━━━━━ MATERIAL PROVIDED

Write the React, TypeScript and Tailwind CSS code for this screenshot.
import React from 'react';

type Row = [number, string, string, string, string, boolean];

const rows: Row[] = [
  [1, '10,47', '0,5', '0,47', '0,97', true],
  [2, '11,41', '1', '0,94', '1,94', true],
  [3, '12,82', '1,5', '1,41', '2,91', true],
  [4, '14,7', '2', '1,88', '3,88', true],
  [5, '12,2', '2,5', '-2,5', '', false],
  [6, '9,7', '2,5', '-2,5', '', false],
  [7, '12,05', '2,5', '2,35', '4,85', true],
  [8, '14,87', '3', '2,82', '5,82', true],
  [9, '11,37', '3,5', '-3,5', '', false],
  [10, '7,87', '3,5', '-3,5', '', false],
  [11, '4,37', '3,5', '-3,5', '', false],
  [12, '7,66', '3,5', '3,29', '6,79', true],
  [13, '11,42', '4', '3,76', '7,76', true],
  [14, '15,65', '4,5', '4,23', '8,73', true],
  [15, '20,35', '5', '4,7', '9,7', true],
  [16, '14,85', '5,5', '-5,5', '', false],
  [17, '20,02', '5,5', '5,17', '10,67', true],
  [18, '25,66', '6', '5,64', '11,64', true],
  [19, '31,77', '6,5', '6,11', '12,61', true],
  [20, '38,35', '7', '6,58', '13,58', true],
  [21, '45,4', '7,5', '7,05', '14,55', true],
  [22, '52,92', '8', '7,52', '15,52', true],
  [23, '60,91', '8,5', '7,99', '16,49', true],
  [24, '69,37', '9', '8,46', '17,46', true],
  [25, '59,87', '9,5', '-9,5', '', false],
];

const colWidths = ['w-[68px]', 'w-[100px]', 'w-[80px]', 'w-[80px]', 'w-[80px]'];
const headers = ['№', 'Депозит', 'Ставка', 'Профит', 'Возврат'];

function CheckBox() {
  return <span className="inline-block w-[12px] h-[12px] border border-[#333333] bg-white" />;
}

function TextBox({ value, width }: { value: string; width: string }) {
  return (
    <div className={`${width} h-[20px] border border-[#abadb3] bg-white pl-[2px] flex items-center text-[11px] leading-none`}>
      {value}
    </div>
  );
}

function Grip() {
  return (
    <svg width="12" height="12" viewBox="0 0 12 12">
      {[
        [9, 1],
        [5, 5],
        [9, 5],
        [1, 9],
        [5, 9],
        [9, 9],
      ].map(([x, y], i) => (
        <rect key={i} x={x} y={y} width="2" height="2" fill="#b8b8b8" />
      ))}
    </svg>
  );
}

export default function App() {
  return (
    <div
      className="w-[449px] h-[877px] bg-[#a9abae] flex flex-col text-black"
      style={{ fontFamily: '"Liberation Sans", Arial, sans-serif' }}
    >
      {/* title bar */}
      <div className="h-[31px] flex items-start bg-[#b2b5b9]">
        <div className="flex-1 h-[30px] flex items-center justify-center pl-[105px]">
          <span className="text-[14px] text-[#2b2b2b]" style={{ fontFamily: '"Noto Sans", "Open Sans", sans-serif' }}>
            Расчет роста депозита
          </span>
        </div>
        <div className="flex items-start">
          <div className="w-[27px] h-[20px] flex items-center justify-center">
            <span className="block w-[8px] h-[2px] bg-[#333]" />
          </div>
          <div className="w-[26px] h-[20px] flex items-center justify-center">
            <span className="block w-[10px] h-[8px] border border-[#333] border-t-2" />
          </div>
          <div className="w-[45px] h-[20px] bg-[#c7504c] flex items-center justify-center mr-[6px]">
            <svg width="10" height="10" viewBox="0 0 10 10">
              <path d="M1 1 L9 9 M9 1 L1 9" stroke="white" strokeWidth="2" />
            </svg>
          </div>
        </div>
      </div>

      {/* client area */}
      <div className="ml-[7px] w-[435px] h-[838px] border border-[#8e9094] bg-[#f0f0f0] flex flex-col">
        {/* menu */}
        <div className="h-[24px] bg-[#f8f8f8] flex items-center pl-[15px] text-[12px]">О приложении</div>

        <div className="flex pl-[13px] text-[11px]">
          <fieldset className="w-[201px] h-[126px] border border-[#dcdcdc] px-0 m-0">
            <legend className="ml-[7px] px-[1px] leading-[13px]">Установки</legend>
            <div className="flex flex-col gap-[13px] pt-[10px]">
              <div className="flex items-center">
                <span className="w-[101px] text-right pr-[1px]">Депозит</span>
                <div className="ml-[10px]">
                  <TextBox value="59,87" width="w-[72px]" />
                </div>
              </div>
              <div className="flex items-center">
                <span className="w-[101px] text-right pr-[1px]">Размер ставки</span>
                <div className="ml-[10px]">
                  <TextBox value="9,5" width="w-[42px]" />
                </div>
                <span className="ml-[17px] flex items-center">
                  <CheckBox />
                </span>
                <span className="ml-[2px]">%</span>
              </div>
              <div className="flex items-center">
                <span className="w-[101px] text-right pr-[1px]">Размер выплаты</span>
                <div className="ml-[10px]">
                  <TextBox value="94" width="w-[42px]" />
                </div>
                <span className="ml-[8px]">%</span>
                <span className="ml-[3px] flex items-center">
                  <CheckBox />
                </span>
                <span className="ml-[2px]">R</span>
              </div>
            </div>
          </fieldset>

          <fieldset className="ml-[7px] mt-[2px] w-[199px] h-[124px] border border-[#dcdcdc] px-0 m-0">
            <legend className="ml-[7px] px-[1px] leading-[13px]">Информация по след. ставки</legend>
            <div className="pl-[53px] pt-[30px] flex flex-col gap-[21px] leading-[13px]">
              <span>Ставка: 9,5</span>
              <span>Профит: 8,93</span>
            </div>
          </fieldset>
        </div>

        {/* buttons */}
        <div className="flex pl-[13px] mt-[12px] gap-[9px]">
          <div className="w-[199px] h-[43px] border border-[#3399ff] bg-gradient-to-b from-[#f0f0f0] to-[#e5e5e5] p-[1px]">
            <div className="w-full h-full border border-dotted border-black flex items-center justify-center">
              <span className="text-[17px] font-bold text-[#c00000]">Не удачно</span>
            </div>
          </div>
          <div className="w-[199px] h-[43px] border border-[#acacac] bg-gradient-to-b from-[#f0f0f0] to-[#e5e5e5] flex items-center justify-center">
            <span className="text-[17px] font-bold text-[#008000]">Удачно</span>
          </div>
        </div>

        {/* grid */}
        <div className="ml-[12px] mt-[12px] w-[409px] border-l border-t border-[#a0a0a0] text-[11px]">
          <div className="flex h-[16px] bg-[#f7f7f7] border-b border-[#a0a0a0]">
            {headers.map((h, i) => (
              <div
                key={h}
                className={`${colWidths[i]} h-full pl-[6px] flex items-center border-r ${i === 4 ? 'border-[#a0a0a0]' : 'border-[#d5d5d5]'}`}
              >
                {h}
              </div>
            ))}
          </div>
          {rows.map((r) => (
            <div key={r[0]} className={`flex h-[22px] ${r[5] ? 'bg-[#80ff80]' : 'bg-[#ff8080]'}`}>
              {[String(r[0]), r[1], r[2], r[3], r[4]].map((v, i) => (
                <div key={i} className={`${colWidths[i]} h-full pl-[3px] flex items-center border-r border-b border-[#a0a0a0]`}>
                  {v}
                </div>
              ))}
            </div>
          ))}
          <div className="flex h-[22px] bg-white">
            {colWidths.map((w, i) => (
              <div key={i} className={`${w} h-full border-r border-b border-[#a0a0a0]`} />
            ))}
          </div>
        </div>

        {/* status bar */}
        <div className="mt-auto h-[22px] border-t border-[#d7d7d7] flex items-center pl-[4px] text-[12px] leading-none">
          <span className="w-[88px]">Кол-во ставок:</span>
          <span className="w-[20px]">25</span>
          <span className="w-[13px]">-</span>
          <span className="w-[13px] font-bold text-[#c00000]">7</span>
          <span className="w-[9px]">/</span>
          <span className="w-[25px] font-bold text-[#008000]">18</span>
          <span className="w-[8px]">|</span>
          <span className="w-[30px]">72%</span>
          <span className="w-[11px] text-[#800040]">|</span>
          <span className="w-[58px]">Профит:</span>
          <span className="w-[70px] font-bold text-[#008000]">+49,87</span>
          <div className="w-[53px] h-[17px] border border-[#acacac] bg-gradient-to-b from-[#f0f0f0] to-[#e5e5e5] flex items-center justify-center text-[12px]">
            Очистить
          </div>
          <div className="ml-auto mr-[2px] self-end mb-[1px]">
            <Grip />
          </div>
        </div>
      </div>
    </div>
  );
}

━━━━━━━━━━

#### TASK OBJECTIVE:
Extract the first line above and each line after it up to and including the one with "type Row = [number, string, string, string, string, boolean];", please, exactly and with nothing else.

#### ANSWER BELOW:
Write the React, TypeScript and Tailwind CSS code for this screenshot.
import React from 'react';

type Row = [number, string, string, string, string, boolean];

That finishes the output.